While Dark Star Safari was pushed into the end of my sea kayak off Alaska.
Good times.
i would need to second Hemingway. "the sun also rises" has my favorite scenes from any book as he travels to spain for the bullfights. lots of drinking which seem to accompany most of my backpacking as well.
while I've passed my copy of Shantaram on to travellers, pound for pound I would recommend Vikram Chanda's Sacred Games if you're going to carry around a 900 page novel. Epic in scope, truely a modern masterpiece.
Rushdie's Midnight's Children also deserves a place on the expanded list.
Eiger Dreams/Into Thin Air - Krakauer (trekking Nepal)
Off the Rails in Phnom Penh: Guns, Girls, and Ganja – Amit Gilboa (eating happy pizza in Cambodia...)
Catfish and Mandala – Andrew X. Pham (sleeper buses from Saigon to Sapa)
The Sorrow of War – Bao Ninh
The Damage Done – Warren Fee (Bangkok prison)
Atlas Shrugged – Ayn Rand
White Tiger - Aravind Adiga (Bombay)
Apart from Tom Robbins and Daniel Quinn's Ishmael (if one wants a heavy read), I feel Hunter S. Thompson's 'The Rum Diary' deserves to be considered for the list.

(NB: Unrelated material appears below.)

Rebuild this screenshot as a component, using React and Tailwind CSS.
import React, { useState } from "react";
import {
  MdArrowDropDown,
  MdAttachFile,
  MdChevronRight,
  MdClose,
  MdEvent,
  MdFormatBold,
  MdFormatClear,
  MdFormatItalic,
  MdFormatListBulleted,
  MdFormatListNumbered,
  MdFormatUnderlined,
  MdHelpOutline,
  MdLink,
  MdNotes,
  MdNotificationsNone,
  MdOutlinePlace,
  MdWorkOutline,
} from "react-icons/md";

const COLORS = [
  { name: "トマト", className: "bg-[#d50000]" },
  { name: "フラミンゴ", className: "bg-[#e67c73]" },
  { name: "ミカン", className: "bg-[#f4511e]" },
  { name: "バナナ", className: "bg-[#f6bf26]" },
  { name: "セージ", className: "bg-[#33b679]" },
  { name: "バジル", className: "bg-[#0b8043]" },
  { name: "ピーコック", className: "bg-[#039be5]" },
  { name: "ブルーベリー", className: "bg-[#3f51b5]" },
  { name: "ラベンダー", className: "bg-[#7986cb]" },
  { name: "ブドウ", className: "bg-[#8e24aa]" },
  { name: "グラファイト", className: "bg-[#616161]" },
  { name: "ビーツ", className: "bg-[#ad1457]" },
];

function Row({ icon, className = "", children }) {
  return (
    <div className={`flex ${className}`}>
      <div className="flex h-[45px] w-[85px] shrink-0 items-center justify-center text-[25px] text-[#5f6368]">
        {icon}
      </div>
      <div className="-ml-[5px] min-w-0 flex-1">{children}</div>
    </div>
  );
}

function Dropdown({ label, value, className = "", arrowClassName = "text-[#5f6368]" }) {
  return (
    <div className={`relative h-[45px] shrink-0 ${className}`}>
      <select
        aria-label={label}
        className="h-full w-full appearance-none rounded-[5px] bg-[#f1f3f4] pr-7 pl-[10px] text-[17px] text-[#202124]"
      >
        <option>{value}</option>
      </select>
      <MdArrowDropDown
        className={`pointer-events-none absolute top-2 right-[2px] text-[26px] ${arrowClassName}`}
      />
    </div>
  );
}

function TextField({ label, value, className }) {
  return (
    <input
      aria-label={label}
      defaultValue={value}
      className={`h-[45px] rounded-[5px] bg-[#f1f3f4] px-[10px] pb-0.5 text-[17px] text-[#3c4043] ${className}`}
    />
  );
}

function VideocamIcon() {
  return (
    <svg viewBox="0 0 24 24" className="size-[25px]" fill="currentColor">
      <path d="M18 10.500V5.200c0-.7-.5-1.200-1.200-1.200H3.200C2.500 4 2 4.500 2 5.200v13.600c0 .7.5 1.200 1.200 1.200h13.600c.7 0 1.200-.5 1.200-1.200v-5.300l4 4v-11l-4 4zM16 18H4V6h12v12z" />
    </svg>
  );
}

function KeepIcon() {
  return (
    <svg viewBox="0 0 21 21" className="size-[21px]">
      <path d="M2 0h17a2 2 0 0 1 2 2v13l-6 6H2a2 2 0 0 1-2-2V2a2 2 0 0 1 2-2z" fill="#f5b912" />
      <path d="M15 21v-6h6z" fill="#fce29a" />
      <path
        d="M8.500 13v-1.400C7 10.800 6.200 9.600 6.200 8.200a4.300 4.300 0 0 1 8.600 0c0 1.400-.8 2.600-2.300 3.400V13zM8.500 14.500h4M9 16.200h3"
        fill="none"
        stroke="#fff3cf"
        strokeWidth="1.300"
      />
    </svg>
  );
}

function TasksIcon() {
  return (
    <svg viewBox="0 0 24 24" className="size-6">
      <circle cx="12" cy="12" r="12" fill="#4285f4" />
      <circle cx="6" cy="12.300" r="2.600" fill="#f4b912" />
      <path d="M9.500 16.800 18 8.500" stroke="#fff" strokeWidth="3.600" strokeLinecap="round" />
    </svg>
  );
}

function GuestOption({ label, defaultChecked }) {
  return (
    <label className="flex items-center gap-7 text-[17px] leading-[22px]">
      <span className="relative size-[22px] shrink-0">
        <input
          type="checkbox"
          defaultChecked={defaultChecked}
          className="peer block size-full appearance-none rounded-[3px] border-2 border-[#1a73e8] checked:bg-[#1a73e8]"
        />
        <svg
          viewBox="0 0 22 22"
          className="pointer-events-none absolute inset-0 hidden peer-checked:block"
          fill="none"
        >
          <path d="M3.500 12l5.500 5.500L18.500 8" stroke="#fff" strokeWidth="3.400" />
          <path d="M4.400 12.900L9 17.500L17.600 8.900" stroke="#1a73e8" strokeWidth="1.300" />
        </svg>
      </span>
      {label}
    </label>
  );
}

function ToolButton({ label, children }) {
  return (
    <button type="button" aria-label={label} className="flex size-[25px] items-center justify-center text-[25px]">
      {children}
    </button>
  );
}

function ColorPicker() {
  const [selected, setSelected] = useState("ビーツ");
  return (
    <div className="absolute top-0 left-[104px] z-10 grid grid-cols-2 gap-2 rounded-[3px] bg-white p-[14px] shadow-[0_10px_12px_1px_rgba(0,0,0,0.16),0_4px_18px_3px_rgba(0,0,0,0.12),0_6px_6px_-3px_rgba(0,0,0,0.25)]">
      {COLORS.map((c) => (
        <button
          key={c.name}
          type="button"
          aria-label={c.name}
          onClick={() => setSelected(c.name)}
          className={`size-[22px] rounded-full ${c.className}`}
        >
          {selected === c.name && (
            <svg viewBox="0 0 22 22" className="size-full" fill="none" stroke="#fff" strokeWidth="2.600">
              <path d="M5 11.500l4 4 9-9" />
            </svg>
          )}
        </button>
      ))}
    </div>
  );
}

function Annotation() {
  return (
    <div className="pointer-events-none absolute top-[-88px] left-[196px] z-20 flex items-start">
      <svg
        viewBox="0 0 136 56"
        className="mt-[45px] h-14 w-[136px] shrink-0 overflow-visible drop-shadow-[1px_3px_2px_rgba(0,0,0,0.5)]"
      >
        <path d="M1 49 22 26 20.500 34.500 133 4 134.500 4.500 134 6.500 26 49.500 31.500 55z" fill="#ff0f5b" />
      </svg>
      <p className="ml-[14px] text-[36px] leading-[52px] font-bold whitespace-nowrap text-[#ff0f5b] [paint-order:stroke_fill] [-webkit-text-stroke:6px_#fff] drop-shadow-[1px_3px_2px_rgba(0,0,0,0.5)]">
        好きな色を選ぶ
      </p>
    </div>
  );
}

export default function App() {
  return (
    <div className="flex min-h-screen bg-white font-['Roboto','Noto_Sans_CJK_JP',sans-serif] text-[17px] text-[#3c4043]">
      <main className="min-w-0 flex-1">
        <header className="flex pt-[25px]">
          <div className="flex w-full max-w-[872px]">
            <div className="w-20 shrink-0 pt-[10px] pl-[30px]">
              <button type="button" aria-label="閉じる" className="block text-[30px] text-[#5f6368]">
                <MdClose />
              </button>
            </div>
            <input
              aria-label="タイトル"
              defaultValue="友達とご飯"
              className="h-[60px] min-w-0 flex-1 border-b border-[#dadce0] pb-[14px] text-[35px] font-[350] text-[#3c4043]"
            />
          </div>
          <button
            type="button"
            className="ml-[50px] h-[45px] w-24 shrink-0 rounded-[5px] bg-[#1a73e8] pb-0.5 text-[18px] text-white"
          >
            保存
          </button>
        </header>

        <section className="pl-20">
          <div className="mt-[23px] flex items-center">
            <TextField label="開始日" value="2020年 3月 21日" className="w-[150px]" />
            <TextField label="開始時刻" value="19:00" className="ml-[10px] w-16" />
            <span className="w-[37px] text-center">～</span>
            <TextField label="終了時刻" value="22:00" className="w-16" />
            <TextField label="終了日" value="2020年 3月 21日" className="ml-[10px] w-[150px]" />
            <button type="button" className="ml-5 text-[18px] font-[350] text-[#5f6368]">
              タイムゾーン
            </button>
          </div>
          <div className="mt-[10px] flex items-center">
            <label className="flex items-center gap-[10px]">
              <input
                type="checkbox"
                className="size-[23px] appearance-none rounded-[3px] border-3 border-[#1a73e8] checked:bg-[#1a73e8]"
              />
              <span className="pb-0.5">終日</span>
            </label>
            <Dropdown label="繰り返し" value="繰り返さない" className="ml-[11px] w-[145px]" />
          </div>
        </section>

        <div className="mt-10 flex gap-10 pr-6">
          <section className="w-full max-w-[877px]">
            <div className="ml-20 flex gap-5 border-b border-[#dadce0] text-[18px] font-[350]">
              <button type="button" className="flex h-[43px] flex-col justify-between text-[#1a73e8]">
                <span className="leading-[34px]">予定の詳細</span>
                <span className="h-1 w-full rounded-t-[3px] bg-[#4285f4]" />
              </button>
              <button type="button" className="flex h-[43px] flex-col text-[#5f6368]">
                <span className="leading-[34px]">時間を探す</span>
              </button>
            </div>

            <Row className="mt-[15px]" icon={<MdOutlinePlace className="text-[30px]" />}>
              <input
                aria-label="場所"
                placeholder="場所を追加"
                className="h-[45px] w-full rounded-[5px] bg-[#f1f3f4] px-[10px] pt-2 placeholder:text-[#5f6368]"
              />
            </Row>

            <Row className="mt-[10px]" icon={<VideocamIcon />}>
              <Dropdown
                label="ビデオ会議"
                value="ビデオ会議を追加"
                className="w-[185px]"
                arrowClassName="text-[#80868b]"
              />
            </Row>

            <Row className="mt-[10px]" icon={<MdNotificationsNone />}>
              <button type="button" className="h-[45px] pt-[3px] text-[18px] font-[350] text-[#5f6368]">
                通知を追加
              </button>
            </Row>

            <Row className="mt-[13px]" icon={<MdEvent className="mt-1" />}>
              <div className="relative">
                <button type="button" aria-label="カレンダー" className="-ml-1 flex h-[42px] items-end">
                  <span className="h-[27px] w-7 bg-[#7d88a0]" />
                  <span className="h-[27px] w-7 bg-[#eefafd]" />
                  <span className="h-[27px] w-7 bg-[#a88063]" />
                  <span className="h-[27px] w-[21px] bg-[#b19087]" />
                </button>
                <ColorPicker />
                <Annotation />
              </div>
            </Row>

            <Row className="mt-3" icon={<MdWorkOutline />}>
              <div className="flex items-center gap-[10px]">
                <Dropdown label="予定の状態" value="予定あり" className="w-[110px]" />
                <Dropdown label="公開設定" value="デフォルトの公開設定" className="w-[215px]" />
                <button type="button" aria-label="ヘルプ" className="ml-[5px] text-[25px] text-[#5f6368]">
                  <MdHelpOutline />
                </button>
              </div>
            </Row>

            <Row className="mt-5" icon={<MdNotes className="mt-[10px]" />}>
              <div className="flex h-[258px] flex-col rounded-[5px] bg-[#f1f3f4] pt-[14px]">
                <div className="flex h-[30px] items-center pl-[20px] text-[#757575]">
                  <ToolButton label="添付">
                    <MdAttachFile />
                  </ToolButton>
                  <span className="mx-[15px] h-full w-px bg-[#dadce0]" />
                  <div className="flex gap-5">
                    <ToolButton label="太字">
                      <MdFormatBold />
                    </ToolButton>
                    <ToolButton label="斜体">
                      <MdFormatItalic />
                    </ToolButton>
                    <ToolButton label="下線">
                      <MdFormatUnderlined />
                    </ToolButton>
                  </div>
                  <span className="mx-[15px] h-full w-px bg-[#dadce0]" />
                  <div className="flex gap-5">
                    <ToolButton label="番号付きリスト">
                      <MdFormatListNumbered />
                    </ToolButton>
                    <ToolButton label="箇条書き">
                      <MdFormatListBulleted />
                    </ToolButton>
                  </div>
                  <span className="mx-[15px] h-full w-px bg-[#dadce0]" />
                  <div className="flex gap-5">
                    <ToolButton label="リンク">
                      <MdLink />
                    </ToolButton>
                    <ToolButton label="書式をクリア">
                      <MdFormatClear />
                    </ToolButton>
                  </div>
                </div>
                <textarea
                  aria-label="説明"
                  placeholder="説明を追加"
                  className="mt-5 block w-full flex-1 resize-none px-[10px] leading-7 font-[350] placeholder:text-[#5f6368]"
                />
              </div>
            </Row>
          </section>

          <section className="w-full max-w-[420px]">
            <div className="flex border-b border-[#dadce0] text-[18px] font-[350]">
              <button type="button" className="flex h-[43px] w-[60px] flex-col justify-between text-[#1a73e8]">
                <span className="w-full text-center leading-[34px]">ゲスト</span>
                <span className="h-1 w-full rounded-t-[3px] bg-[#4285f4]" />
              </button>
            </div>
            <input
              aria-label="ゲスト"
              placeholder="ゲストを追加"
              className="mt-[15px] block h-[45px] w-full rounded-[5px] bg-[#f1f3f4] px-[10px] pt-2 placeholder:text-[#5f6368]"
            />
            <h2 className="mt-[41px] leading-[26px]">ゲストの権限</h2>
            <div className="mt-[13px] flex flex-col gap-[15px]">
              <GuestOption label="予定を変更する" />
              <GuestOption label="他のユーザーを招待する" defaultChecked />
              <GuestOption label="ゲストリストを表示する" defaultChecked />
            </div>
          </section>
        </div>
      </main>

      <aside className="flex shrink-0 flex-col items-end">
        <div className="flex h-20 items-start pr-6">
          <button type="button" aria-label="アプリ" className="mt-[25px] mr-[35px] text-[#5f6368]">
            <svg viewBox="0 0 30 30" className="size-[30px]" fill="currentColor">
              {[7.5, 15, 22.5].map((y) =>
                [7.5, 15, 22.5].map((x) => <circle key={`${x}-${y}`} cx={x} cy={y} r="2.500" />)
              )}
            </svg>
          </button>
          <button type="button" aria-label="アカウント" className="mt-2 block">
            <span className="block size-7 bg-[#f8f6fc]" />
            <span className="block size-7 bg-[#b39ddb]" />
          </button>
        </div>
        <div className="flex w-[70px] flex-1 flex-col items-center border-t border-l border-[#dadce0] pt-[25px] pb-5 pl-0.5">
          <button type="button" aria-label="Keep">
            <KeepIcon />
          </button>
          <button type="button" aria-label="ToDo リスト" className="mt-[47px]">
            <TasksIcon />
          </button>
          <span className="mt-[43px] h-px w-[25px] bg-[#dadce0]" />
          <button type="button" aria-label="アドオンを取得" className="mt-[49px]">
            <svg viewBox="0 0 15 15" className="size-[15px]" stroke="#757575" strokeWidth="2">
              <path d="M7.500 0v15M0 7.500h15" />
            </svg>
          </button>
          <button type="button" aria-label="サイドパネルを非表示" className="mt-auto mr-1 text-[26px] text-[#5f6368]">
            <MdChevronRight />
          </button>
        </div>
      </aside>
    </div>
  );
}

For a massive and mystical masterpiece, try Cowper Powys "A Glastonbury Romance"
What a cool list! Thank you!
It would be narcissitic of me to suggest "Moods of Future Joys", so instead I will recommend:
- As I walked out one Midsummer's morning (Laurie Lee)
and this list of 100 Great Adventure Books:
http://www.alastairhumphreys.com/2009/02/the-100-greatest-adventure-books-of-all-time/
Thanks for all the cool ideas!
Al
Err, 'Bhagavad Gita' (भगवद्गीता) is not 'Baghavad Gita'.
Nice list though.
Toru Watanabe from Haruki Murakami's 'Norwegian wood' also carries 'Magic Mountain' on a trip.
You've missed the most obvious, from your ex-Sotheby's co-habitue Bruce Chatwin, "In Patagonia". Are the 80's that far forgotten?
The Soul Trek about soulmates in Nepal.
Twenty-something by Paul L'Estrange if you're looking for something very different. It's about life on the backpacking trail and it's a true story. Just finished reading it on my kindle. Amazing!